Tunguska. En este remoto lugar de Siberia se produjo el 30 de junio de 1908 la última gran colisión cósmica sufrida por la Tierra. Nada comparable con el meteorito que, presumiblemente, causó hace 65 millones de años la extinción que se llevó por delante a los dinosaurios, pero suficiente para devastar dos mil kilómetros cuadrados de taiga, o para que, de haber ocurrido con unas horas de diferencia, Moscú hubiese sido borrada del mapa, como reveló Arthur C. Clarke en su novela Cita con Rama.

Este año se cumple un siglo del fenómeno Tunguska, uno de los grandes enigmas que la ciencia sigue sin aclarar, y del que la mayor parte de la humanidad no se enteró a pesar de que en Siberia lo observaron millones de personas y muchas de ellas fueron tiradas al suelo por la onda expansiva. La Rusia de los zares no dio la menor importancia a lo ocurrido, pero cuando en 1927 llegó allí la primera expedición científica, encontró un escenario increíble, digno del fin del mundo: en un radio de hasta 100 kilómetros desde la zona cero, los gigantescos árboles de la taiga aparecieron derribados, con sus copas apuntando en dirección contraria al lugar del epicentro. Leonid Kulik, el jefe de la expedición, vivió asombrado por su hallazgo hasta el día de su muerte en un campo de concentración de la Alemania nazi en 1942, y sintetizó su primera impresión del descubrimiento con esta frase: «Los resultados de un somero examen superan el relato de los testigos y mis expectativas más ambiciosas».

Lo que él y sus compañeros vieron antes que nadie fue el lugar de impacto de un cuerpo celeste de unos 80 o 100 metros de diámetro, muy probablemente el fragmento de un cometa cuya temperatura estaba muy próxima a la del cero absoluto -0 grados Kelvin o -273 grados centígrados, como se prefiera- y estalló a unos ocho kilómetros de altitud. Muchos de los testigos presenciales, especialmente en la ciudad de Vanavara, recrearon la forma de hongo de la explosión, lo que décadas después abrió la puerta a hipótesis como la del choque de una nave extraterrestre, de la que no hay ninguna evidencia.

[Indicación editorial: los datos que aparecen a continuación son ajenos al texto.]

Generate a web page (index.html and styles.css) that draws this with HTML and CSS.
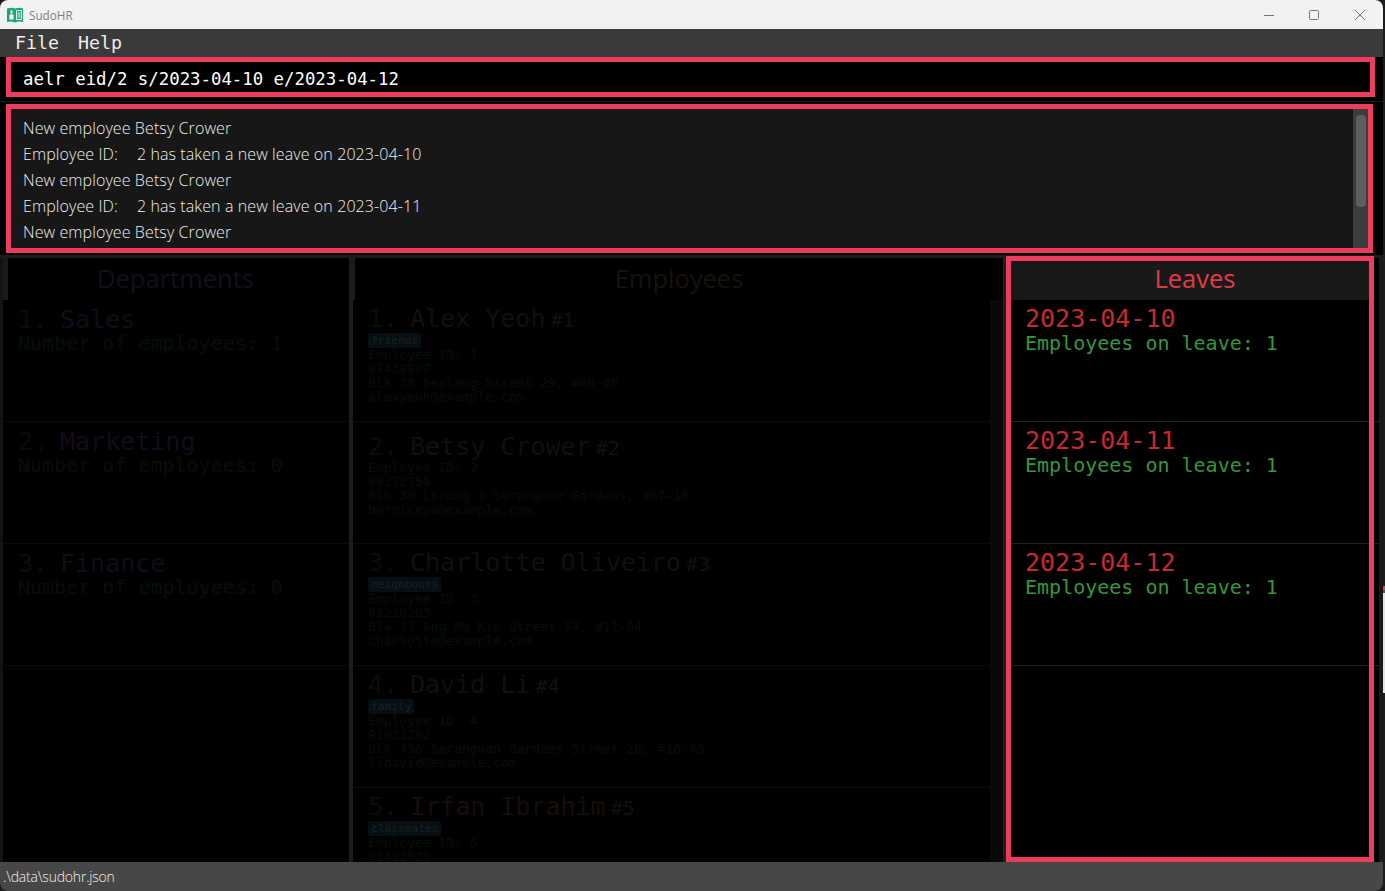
FILE: index.html
```html
<!DOCTYPE html>
<html lang="en">
<head>
    <meta charset="UTF-8">
    <title>SudoHR</title>
    <link rel="stylesheet" href="styles.css">
</head>
<body>
    <div class="window">
        <div class="titlebar">
            <svg class="app-icon" width="16" height="16" viewBox="0 0 16 16">
                <path d="M0 1.5 Q4 0 8 1.5 Q12 0 16 1.5 V15 Q12 13.8 8 15.5 Q4 13.8 0 15 Z" fill="#1fa572"/>
                <path d="M9.5 3.5 H14.5 V12.5 H9.5 Z" fill="none" stroke="#e8f5ef"/>
                <path d="M10.5 6 H13.5 M10.5 8 H13.5 M10.5 10 H13.5" stroke="#e8f5ef"/>
                <rect x="2.5" y="7.5" width="4" height="5" fill="#fff"/>
                <rect x="3.5" y="3.5" width="2" height="3" fill="#fff"/>
            </svg>
            <span class="app-name">SudoHR</span>
            <div class="win-btns">
                <svg width="12" height="12" viewBox="0 0 12 12"><path d="M1 6.5 H11" stroke="#777" fill="none"/></svg>
                <svg width="12" height="12" viewBox="0 0 12 12"><rect x="1.5" y="1.5" width="9" height="9" rx="1" stroke="#777" fill="none"/></svg>
                <svg class="win-close" width="12" height="12" viewBox="0 0 12 12"><path d="M1 1 L11 11 M11 1 L1 11" stroke="#777" fill="none"/></svg>
            </div>
        </div>

        <div class="menubar">
            <span>File</span>
            <span>Help</span>
        </div>

        <div class="command-row">
            <div class="command-box">aelr eid/2 s/2023-04-10 e/2023-04-12</div>
        </div>

        <div class="result-row">
            <div class="result-box">
                <div class="result-text">
                    <p>New employee Betsy Crower</p>
                    <p>Employee ID:<span class="tab"></span>2 has taken a new leave on 2023-04-10</p>
                    <p>New employee Betsy Crower</p>
                    <p>Employee ID:<span class="tab"></span>2 has taken a new leave on 2023-04-11</p>
                    <p>New employee Betsy Crower</p>
                </div>
                <div class="scrollbar"><div class="thumb"></div></div>
            </div>
        </div>

        <div class="lists">
            <section class="panel dept-panel">
                <h2 class="panel-title dept-title">Departments</h2>
                <div class="row">
                    <div class="row-name"><span class="idx">1.</span><span class="dept-name">Sales</span></div>
                    <div class="row-sub">Number of employees: 1</div>
                </div>
                <div class="row">
                    <div class="row-name"><span class="idx">2.</span><span class="dept-name">Marketing</span></div>
                    <div class="row-sub">Number of employees: 0</div>
                </div>
                <div class="row">
                    <div class="row-name"><span class="idx">3.</span><span class="dept-name">Finance</span></div>
                    <div class="row-sub">Number of employees: 0</div>
                </div>
            </section>

            <section class="panel emp-panel">
                <h2 class="panel-title emp-title">Employees</h2>
                <div class="emp-list">
                    <div class="row">
                        <div class="row-name"><span class="idx">1.</span><span class="emp-name">Alex Yeoh</span><span class="emp-id">#1</span></div>
                        <div class="tags"><span class="tag">friends</span></div>
                        <div class="detail">Employee ID: 1</div>
                        <div class="detail">87438807</div>
                        <div class="detail">Blk 30 Geylang Street 29, #06-40</div>
                        <div class="detail">alexyeoh@example.com</div>
                    </div>
                    <div class="row row-notag">
                        <div class="row-name"><span class="idx">2.</span><span class="emp-name">Betsy Crower</span><span class="emp-id">#2</span></div>
                        <div class="detail">Employee ID: 2</div>
                        <div class="detail">99272758</div>
                        <div class="detail">Blk 30 Lorong 3 Serangoon Gardens, #07-18</div>
                        <div class="detail">berniceyu@example.com</div>
                    </div>
                    <div class="row">
                        <div class="row-name"><span class="idx">3.</span><span class="emp-name">Charlotte Oliveiro</span><span class="emp-id">#3</span></div>
                        <div class="tags"><span class="tag">neighbours</span></div>
                        <div class="detail">Employee ID: 3</div>
                        <div class="detail">93210283</div>
                        <div class="detail">Blk 11 Ang Mo Kio Street 74, #11-04</div>
                        <div class="detail">charlotte@example.com</div>
                    </div>
                    <div class="row">
                        <div class="row-name"><span class="idx">4.</span><span class="emp-name">David Li</span><span class="emp-id">#4</span></div>
                        <div class="tags"><span class="tag">family</span></div>
                        <div class="detail">Employee ID: 4</div>
                        <div class="detail">91031282</div>
                        <div class="detail">Blk 436 Serangoon Gardens Street 26, #16-43</div>
                        <div class="detail">lidavid@example.com</div>
                    </div>
                    <div class="row">
                        <div class="row-name"><span class="idx">5.</span><span class="emp-name">Irfan Ibrahim</span><span class="emp-id">#5</span></div>
                        <div class="tags"><span class="tag">classmates</span></div>
                        <div class="detail">Employee ID: 5</div>
                        <div class="detail">92492021</div>
                    </div>
                </div>
            </section>

            <section class="panel leave-panel">
                <h2 class="panel-title leave-title">Leaves</h2>
                <div class="row leave-row">
                    <div class="leave-date">2023-04-10</div>
                    <div class="leave-count">Employees on leave: 1</div>
                </div>
                <div class="row leave-row">
                    <div class="leave-date">2023-04-11</div>
                    <div class="leave-count">Employees on leave: 1</div>
                </div>
                <div class="row leave-row">
                    <div class="leave-date">2023-04-12</div>
                    <div class="leave-count">Employees on leave: 1</div>
                </div>
            </section>
            <div class="leave-gutter">
                <div></div>
                <div></div>
                <div></div>
            </div>
        </div>

        <div class="statusbar">.\data\sudohr.json</div>
    </div>
</body>
</html>
```

FILE: styles.css
```css
* {
    box-sizing: border-box;
}
html, body {
    margin: 0;
    padding: 0;
    height: 100%;
    overflow: hidden;
}
body {
    /* bit of the desktop showing past the window edge */
    background: linear-gradient(to bottom,
        #1c1c1c 0, #1c1c1c 586px,
        #ec3d5e 586px, #ec3d5e 590px,
        #555 590px, #555 593px,
        #e4e4e4 593px, #e4e4e4 693px,
        #1c1c1c 693px);
    font-family: "Open Sans", "Noto Sans", sans-serif;
}
.window {
    width: 1383px;
    height: 891px;
    display: flex;
    flex-direction: column;
    background: #000;
    border-radius: 8px;
    overflow: hidden;
}

/* title bar */
.titlebar {
    height: 29px;
    flex: none;
    background-color: #f2f2f2;
    display: flex;
    align-items: center;
    padding-left: 7px;
}
.app-name {
    margin-left: 6px;
    font-size: 11.7px;
    color: #808080;
}
.win-btns {
    margin-left: auto;
    display: flex;
    gap: 33px;
    padding-right: 17px;
}
.win-close {
    margin-left: 1px;
}

/* menu */
.menubar {
    height: 28px;
    flex: none;
    background-color: #3a3a3a;
    display: flex;
    gap: 19px;
    align-items: center;
    padding: 0 0 2px 15px;
    font-family: "DejaVu Sans Mono", monospace;
    font-size: 18.3px;
    color: #eee;
}

/* command + result */
.command-row {
    height: 45px;
    flex: none;
    margin-bottom: 2px;
    padding: 0 8px 0 6px;
    border-bottom: 1px solid #1c1c1c;
}
.command-box {
    height: 40px;
    border: 5px solid #ec3d5e;
    background: #000;
    padding-left: 12px;
    line-height: 34px;
    font-family: "DejaVu Sans Mono", monospace;
    font-size: 17.35px;
    color: #fff;
}
.result-row {
    height: 149px;
    flex: none;
    padding-left: 6px;
    padding-right: 10px;
}
.result-box {
    height: 149px;
    border: 5px solid #ec3d5e;
    background-color: #171717;
    display: flex;
    justify-content: space-between;
}
.result-text {
    padding: 6px 0 0 12px;
    font-size: 16px;
    font-weight: 300;
    letter-spacing: 0.1px;
    color: #eee;
}
.result-text p {
    margin: 0;
    height: 26px;
    line-height: 26px;
}
.tab {
    display: inline-block;
    width: 19px;
}
.scrollbar {
    width: 15px;
    background-color: #3c3c3c;
    padding: 6px 2px 0 3px;
}
.thumb {
    height: 92px;
    border-radius: 4px;
    background-color: #5e5e5e;
}

/* list panels */
.lists {
    flex: 1;
    display: flex;
    min-height: 0;
    margin-top: 2px;
    border-top: 3px solid #1c1c1c;
    background-color: #1a1a1a;
}
.panel {
    background: #000;
    overflow: hidden;
}
.dept-panel {
    width: 353px;
    border-left: 3px solid #131313;
    border-right: 4px solid #1c1c1c;
}
.emp-panel {
    width: 653px;
    border-right: 3px solid #1f1f1f;
}
.leave-panel {
    width: 368px;
    border: 5px solid #ec3d5e;
    margin-top: -2px;
}
.leave-gutter {
    width: 5px;
    background: #000;
    padding-top: 42px;
}
.leave-gutter div {
    height: 122px;
    border-bottom: 1px solid #222;
}
.panel-title {
    margin: 0;
    height: 42px;
    line-height: 41px;
    text-align: center;
    font-size: 25.5px;
    font-weight: 400;
}
.dept-title {
    border-left: 5px solid #1a1a1a;
    padding-right: 6px;
    color: #150e20;
}
.emp-title {
    border-left: 2px solid #1c1c1c;
    color: #17130a;
}
.leave-title {
    height: 39px;
    line-height: 35px;
    padding-left: 10px;
    background-color: #191919;
    color: #e23b45;
}
.emp-list {
    height: 562px;
    border-right: 13px solid #090909;
}
.row {
    height: 122px;
    padding: 6px 0 0 15px;
    border-bottom: 1px solid #0b0b0b;
    font-family: "DejaVu Sans Mono", monospace;
}
.row-name {
    height: 28px;
    font-size: 25px;
    line-height: 28px;
    white-space: pre;
    display: flex;
}
.emp-list .row-name {
    height: 27px;
    line-height: 26px;
}
.idx {
    width: 42px;
    color: #051005;
}
.dept-name {
    color: #130b1a;
}
.emp-name {
    color: #150f08;
}
.emp-id {
    margin-left: 5px;
    font-size: 20px;
    line-height: 28px;
    color: #141108;
}
.row-sub {
    font-size: 20px;
    line-height: 18px;
    color: #051005;
}
.emp-list .row-notag {
    padding-top: 12px;
}
.tags {
    height: 15px;
}
.tag {
    display: block;
    width: fit-content;
    height: 15px;
    line-height: 15px;
    padding: 0 3px;
    border-radius: 2px;
    background-color: #060f13;
    color: #1c2022;
    font-size: 11.2px;
}
.detail {
    font-size: 13px;
    line-height: 14px;
    color: #051005;
}
.leave-row {
    padding: 1px 0 0 14px;
    border-bottom: 1px solid #222;
}
.leave-date {
    font-size: 25px;
    line-height: 35px;
    color: #c8282f;
}
.leave-count {
    font-size: 20px;
    line-height: 15px;
    color: #34973c;
}

/* status */
.statusbar {
    height: 29px;
    flex: none;
    background-color: #474747;
    color: #f0f0f0;
    font-size: 14px;
    font-weight: 300;
    letter-spacing: -0.2px;
    line-height: 29px;
    padding-left: 3px;
}
```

Pero, además de la lejanía del lugar, el principal quebradero de cabeza ha sido la búsqueda del cráter de impacto. En Arizona es famoso el Meteor Crater, y la mayoría de los impactos de asteroides conocidos están emparejados con sus respectivos cráteres, pero en Tunguska la búsqueda ha sido infructuosa durante un siglo. O quizá no, porque a punto de cumplirse el centenario del fenómeno, un grupo de investigadores de la universidad italiana de Bolonia, encabezado por Giuseppe Longo, ha propuesto que el cráter podría ser el lago Cheko, que se halla a unos ocho kilómetros del epicentro. Está por demostrar, pero el equipo italiano mantiene la hipótesis de que uno de los fragmentos del cometa abrió la cubeta que ahora ocupa el lago. Los científicos de Bolonia han estudiado la zona desde 1999 como pocos grupos de investigación, a excepción de algunos rusos, como el liderado por Andrei E. Zlobin, a quien se deben los datos más precisos sobre la trayectoria del cuerpo celeste, de los que disponemos actualmente.

Lo cierto es que, al cabo de un siglo, continuamos sin saber con exactitud qué y cómo chocó con la Tierra en Tunguska. De lo que no hay duda es de que el riesgo de las colisiones cósmicas es real, y un objeto como aquél bastaría para desintegrar una ciudad. Y no crean que el asteroide del fin del mundo tiene que ser un coloso, porque algunos de diez y doce kilómetros han sido responsables de extinciones planetarias a intervalos de millones de años.